VARIABLE next-page     VARIABLE page-directory    3 CONSTANT page-protection
: new-page next-page @ 1000 next-page +! ;
: clear-page 0 OVER C! DUP 1+ 0FFF CMOVE ;
: make-page-table ( addr ) new-page DUP clear-page page-protection OR SWAP page-directory-entry ! ;
: page-directory-entry ( addr ) 14 SHR -4 AND page-directory @ + ;
: find-page-table ( addr ) DUP page-directory-entry @ DUP 1 AND IF NIP -1000 AND EXIT THEN DROP
    next-page @ SWAP make-page-table ;
: map-page ( phys vert) SWAP page-protection OR SWAP DUP find-page-table SWAP
    0A SHR 0FFC AND + ! ;

We probably should make provisions to map the page tables into
virtual memory as well. If we map the tables linearly at
80400000 - 807FFFFF, that's one extra page, and leaves 4 megs at
the two gig line for the page directory and any other data we
want.

We should have an identity-map page table for the low four megs
when we first enable paging. That way, we can still use Forth to
finish setting up and switch the table back at the last  minute.

: id-map ( top-addr ) BEGIN DUP WHILE 1000 - DUP DUP map-page REPEAT DROP ;
--------------------------[ Page Six ]--------------------------
CODE cr0@ EBX PUSH, 200F W, 0C3 C, NEXT,
CODE cr0! 220F W, 0C3 C, EBX POP, NEXT,
CODE cr3@ EBX PUSH, 220F W, 0DB C, NEXT,
CODE cr3! 220F W, 0DB C, EBX POP, NEXT,
: LGDT, 010F W, as-modrm 10 OR C, displace ;
CODE LGDT 10 #, EBX SHL, EBX PUSH, 2 [ESP] LGDT,
    8 #, ESP ADD, EBX POP, NEXT,

The basic plan is to load the core file, set up the page tables
for Lisp, set up and enable the page tables for forth, set up
the Lisp GDT, assemble a startup stub in low memory, and jump to
the startup stub.

The startup stub must: Kill interrupts, reload cr3 with the Lisp
page tables, establish a Lisp stack frame, and call the initial
function. Actually, we can set the stack fram up and kill
interrupts from Forth.

CODE fs!
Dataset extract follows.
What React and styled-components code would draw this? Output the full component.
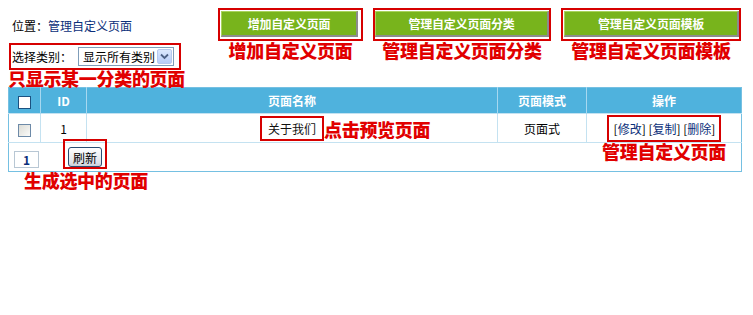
import React from 'react';
import styled, { createGlobalStyle } from 'styled-components';

const GlobalStyle = createGlobalStyle`
  html, body {
    margin: 0;
    padding: 0;
    background: #fff;
  }
  body {
    font-family: "Noto Sans CJK SC", "Liberation Sans", sans-serif;
    font-size: 12px;
    color: #000;
  }
`;

const Page = styled.div`
  width: 753px;
  height: 315px;
  box-sizing: border-box;
  padding: 8px 12px 0 8px;
`;

const TopBar = styled.div`
  display: flex;
  align-items: center;
  height: 35px;
`;

const Location = styled.div`
  padding-left: 4px;
  font-size: 12px;
  line-height: 14px;
`;

const Crumb = styled.span`
  color: #0b2f7a;
`;

const Actions = styled.div`
  margin-left: auto;
  display: flex;
  gap: 10px;
  align-items: flex-start;
  margin-top: -2px;
`;

// red frame used by the callouts on the screenshot
const Marked = styled.span`
  position: relative;
  display: inline-flex;
  align-items: flex-start;
  box-sizing: border-box;
  border: 2px solid #d60000;
  padding: ${(p) => p.$pad || '1px'};
`;

const Note = styled.span`
  position: absolute;
  white-space: nowrap;
  color: #e10000;
  font-family: "Noto Sans CJK SC", sans-serif;
  font-weight: 900;
  font-size: 18px;
  line-height: 20px;
  letter-spacing: -0.3px;
  top: ${(p) => p.$top || 'calc(100% + 1px)'};
  left: ${(p) => p.$left || '50%'};
  transform: ${(p) => (p.$side ? 'none' : 'translateX(-50%)')};
`;

const GreenButton = styled.span`
  display: inline-flex;
  align-items: center;
  justify-content: center;
  box-sizing: border-box;
  width: ${(p) => p.$w}px;
  height: 26px;
  background: #78b41c;
  border-top: 1px solid #a9d25c;
  border-left: 1px solid #a9d25c;
  border-right: 2px solid #8c8c8c;
  border-bottom: 2px solid #8c8c8c;
  color: #fff;
  font-weight: bold;
  font-size: 12px;
  letter-spacing: -0.2px;
`;

const FilterRow = styled.div`
  display: flex;
  height: 27px;
  margin-left: 1px;
`;

const FilterLabel = styled.span`
  align-self: center;
  margin: 0 6px 0 1px;
  font-size: 12px;
`;

const FakeSelect = styled.span`
  display: inline-flex;
  align-items: center;
  box-sizing: border-box;
  width: 96px;
  height: 19px;
  margin-top: 2px;
  border: 1px solid #7f9db9;
  background: #fff;
  padding-left: 4px;
  font-size: 12px;
`;

const SelectText = styled.span`
  flex: 1;
`;

const SelectArrow = styled.span`
  display: flex;
  align-items: center;
  justify-content: center;
  width: 15px;
  height: 15px;
  margin-right: 1px;
  box-sizing: border-box;
  border: 1px solid #b6c9ef;
  border-radius: 2px;
  background: linear-gradient(#dce8fd, #b8cdf8);
`;

const Grid = styled.table`
  margin-top: 17px;
  width: 734px;
  border-collapse: collapse;
  border: 1px solid #75c0e2;
  font-size: 12px;
`;

const HeadCell = styled.th`
  height: 25px;
  padding: 0;
  background: #4fb2dd;
  color: #fff;
  font-weight: bold;
  text-align: center;
  border-left: 1px solid #a6d8f0;
  width: ${(p) => (p.$w ? p.$w + 'px' : 'auto')};
  &:first-child {
    border-left: none;
  }
`;

const Cell = styled.td`
  height: 28px;
  padding: 0;
  text-align: center;
  border-top: 1px solid #c4e2f1;
  border-left: 1px solid #c4e2f1;
  &:first-child {
    border-left: none;
  }
`;

const Check = styled.span`
  display: inline-block;
  vertical-align: middle;
  width: 13px;
  height: 13px;
  box-sizing: border-box;
  border: 1px solid ${(p) => (p.$head ? '#1c5180' : '#6d8aa8')};
  background: ${(p) => (p.$head ? '#fff' : 'linear-gradient(135deg, #dcdcd6, #fbfbf9)')};
`;

const PageLink = styled.span`
  font-size: 12px;
  color: #111;
`;

const Ops = styled.span`
  font-size: 12px;
  color: #0b2f7a;
  white-space: nowrap;
`;

const FooterBar = styled.div`
  display: flex;
  align-items: flex-end;
  height: 26px;
  padding: 0 0 2px 5px;
`;

const PageBox = styled.span`
  display: inline-flex;
  align-items: center;
  justify-content: center;
  box-sizing: border-box;
  width: 25px;
  height: 17px;
  margin-bottom: 1px;
  border: 1px solid #b8c7d4;
  color: #0b2f7a;
  font-weight: bold;
  font-size: 12px;
`;

const RefreshWrap = styled.span`
  margin-left: 24px;
`;

const SmallButton = styled.span`
  display: inline-flex;
  align-items: center;
  justify-content: center;
  box-sizing: border-box;
  width: 34px;
  height: 20px;
  border: 1px solid #2a4d73;
  border-radius: 3px;
  background: linear-gradient(#ffffff, #dfe3ea 80%, #c9cfd9);
  font-size: 12px;
  color: #000;
`;

export default function App() {
  return (
    <>
      <GlobalStyle />
      <Page>
        <TopBar>
          <Location>
            位置：<Crumb>管理自定义页面</Crumb>
          </Location>
          <Actions>
            <Marked $pad="1px 3px 2px 1px">
              <GreenButton $w={137}>增加自定义页面</GreenButton>
              <Note>增加自定义页面</Note>
            </Marked>
            <Marked $pad="1px 0 2px 0">
              <GreenButton $w={174}>管理自定义页面分类</GreenButton>
              <Note>管理自定义页面分类</Note>
            </Marked>
            <Marked $pad="1px 0 2px 1px">
              <GreenButton $w={175}>管理自定义页面模板</GreenButton>
              <Note>管理自定义页面模板</Note>
            </Marked>
          </Actions>
        </TopBar>

        <FilterRow>
          <Marked $pad="0 5px 0 0">
            <FilterLabel>选择类别：</FilterLabel>
            <FakeSelect>
              <SelectText>显示所有类别</SelectText>
              <SelectArrow>
                <svg width="9" height="7" viewBox="0 0 9 7">
                  <path d="M1 1.5 L4.5 5 L8 1.5" fill="none" stroke="#4d6185" strokeWidth="1.8" />
                </svg>
              </SelectArrow>
            </FakeSelect>
            <Note $left="-3px" $side $top="calc(100% + 0px)">
              只显示某一分类的页面
            </Note>
          </Marked>
        </FilterRow>

        <Grid>
          <thead>
            <tr>
              <HeadCell $w={31}>
                <Check $head />
              </HeadCell>
              <HeadCell $w={45}>ID</HeadCell>
              <HeadCell>页面名称</HeadCell>
              <HeadCell $w={88}>页面模式</HeadCell>
              <HeadCell $w={154}>操作</HeadCell>
            </tr>
          </thead>
          <tbody>
            <tr>
              <Cell>
                <Check />
              </Cell>
              <Cell>1</Cell>
              <Cell>
                <Marked $pad="2px 6px 2px 6px">
                  <PageLink>关于我们</PageLink>
                  <Note $left="calc(100% + 2px)" $side $top="1px">
                    点击预览页面
                  </Note>
                </Marked>
              </Cell>
              <Cell>页面式</Cell>
              <Cell>
                <Marked $pad="3px 4px 3px 5px">
                  <Ops>
                    <span style={{ color: '#000' }}>[</span>修改<span style={{ color: '#000' }}>]</span>{' '}
                    <span style={{ color: '#000' }}>[</span>复制<span style={{ color: '#000' }}>]</span>{' '}
                    <span style={{ color: '#000' }}>[</span>删除<span style={{ color: '#000' }}>]</span>
                  </Ops>
                  <Note $top="calc(100% + 1px)">管理自定义页面</Note>
                </Marked>
              </Cell>
            </tr>
            <tr>
              <Cell colSpan={5} style={{ textAlign: 'left' }}>
                <FooterBar>
                  <PageBox>1</PageBox>
                  <RefreshWrap>
                    <Marked $pad="6px 3px 0 3px">
                      <SmallButton>刷新</SmallButton>
                      <Note $left="-41px" $side $top="calc(100% + 3px)">
                        生成选中的页面
                      </Note>
                    </Marked>
                  </RefreshWrap>
                </FooterBar>
              </Cell>
            </tr>
          </tbody>
        </Grid>
      </Page>
    </>
  );
}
EBX PUSH, 0A10F W, EBX POP, NEXT,

MOV cr3, ebx / xor ebx, ebx / xor ecx, ecx / xor esi, esi /
xor edi, edi / xor edx, edx / pop eax / pop ebp / call [eax+1] ?
: start-lisp SP@ >R 0 0 0 R> 400000 @ page-directory @ lisp-boot-trampoline ;
400030 @ 400028 @ + 401000 + next-page !
: map-pages ( phys virt num ) BEGIN DUP WHILE 1- >R 2DUP map-page
    1+ SWAP 1+ SWAP R> REPEAT DROP 2DROP ;
: map-space 4 + DUP @ 1000 * 401000 + SWAP 4 + DUP @ 1000 * SWAP 4 + @ map-pages ;
: map-core-file 400004 map-space 400014 map-space 400024 map-space

We'll map the DT at 12000 and FS at 13000.
-------------------------[ Page Seven ]-------------------------
The two critical files on the disk are the core and the swap. It
might be easiest to maintain their on-disk locations as extent
lists. We then have a method of finding a disk sector for any
given file offset.

We need to maintain, in parallel with the page tables,
information about what is mapped where, what the on-fault
actions are, and which pages can be discarded if we need new
memory pages.

The GDT has a maximum of 8192 descriptors at 8 bytes each.
That's 64k of space. We should reserve the full address space
but only map the first page (and set the limit to just that
page.) The IDT has a usable limit of 256 descriptors, most of
which will be unused. That's half a page (2048 bytes). The boot
loader should be static-allocating these at known locations.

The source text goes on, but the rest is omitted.